The agony of finding a place to call home continued for Adebayo and his wife until Romero House, a charity that provides transitional housing for refugees in Toronto, connected them with Sherry Johnson and her family, who hosted them in their house.
Adebayo said all they were looking for was a safe place to stay until things got better, but Johnson and her family have offered them more than a roof over their heads.
“It was really amazing staying with Sherry, Joe, and little Marshall. They took us like we were part of their family,” he said.
Johnson said she, her husband Joe Burns and their 10-year-old son Marshall have been hosting refugee families for four years now, offering them love and a place to live until they find permanent housing.
She said the idea of having a spare bedroom that is empty most of the time has been irritating her for years, especially knowing that people are sleeping on the streets.
“It seems silly to me that people were sleeping on the streets and didn’t have homes and yet we had this spare bedroom sitting here not being used,” Johnson said.
She said the hosting experience has been rewarding for her and her family as it opens the door for them to make lifelong friends, learn new cultures, and get to try new food.
“We are getting as much out of this as the families who stay with us,” Johnson said.
Romeo House has been calling out for Toronto families who have extra space to host refugee families as more refugee claimants have begun to arrive in Canada in November 2021 and the Toronto shelter system is at zero or near-zero capacity, said settlement worker Laura Friesen.
“There’s like shelter (COVID-19) outbreaks at a number of shelters right now,” Friesen said. “They would actually stop intake at that point so it’s just creating this huge crisis for people who arrived in Canada, and they literally have nowhere to go.”
She said there are no strings attached to Romero House’s community host program and that all is expected from the hosting families is to provide a room until the refugee family can get a spot in the Toronto shelter system.

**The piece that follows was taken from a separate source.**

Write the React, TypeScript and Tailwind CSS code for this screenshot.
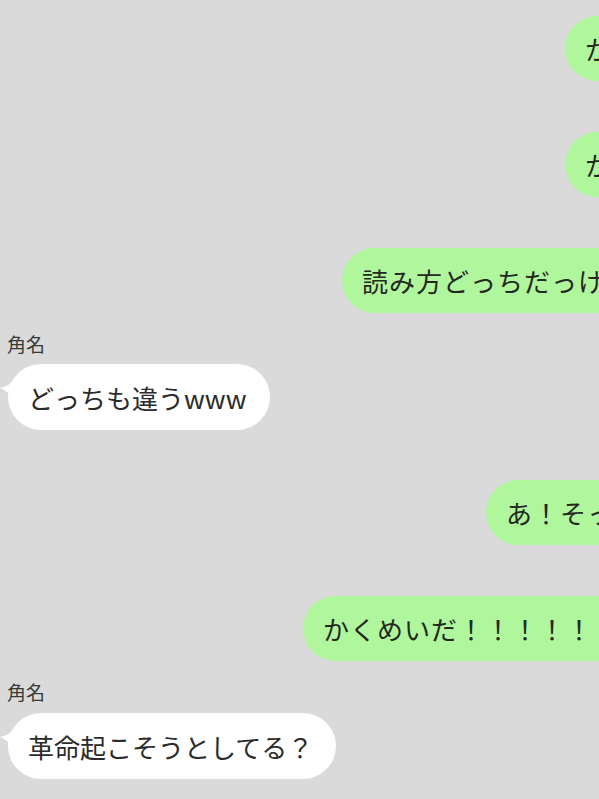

“If you want to offer up your place for a longer period of time or if you want to offer certain supports, for example, like transportation then that’s all very welcome,” Friesen said.
The City of Toronto said in an emailed statement to Humber News that the city has activated the Refugee Capacity Plan that meets the “unforeseen increases in refugee populations in Toronto.” But that plan won’t be effectively implemented without more support from the federal and provincial governments.
“Without immediate leadership and support from the federal and provincial governments to ensure a planned and collaborative approach to successful settlement, the City will be unable to effectively implement this Plan,” the city said.
Adebayo said they became permanent residents in December 2021 and their plan now is to get back to school and get better jobs so they can give back to the community that helped them when they needed it most.
“We can never forget Sherry and her family,” Adebayo said. “if it was not for them, we would not be here today.”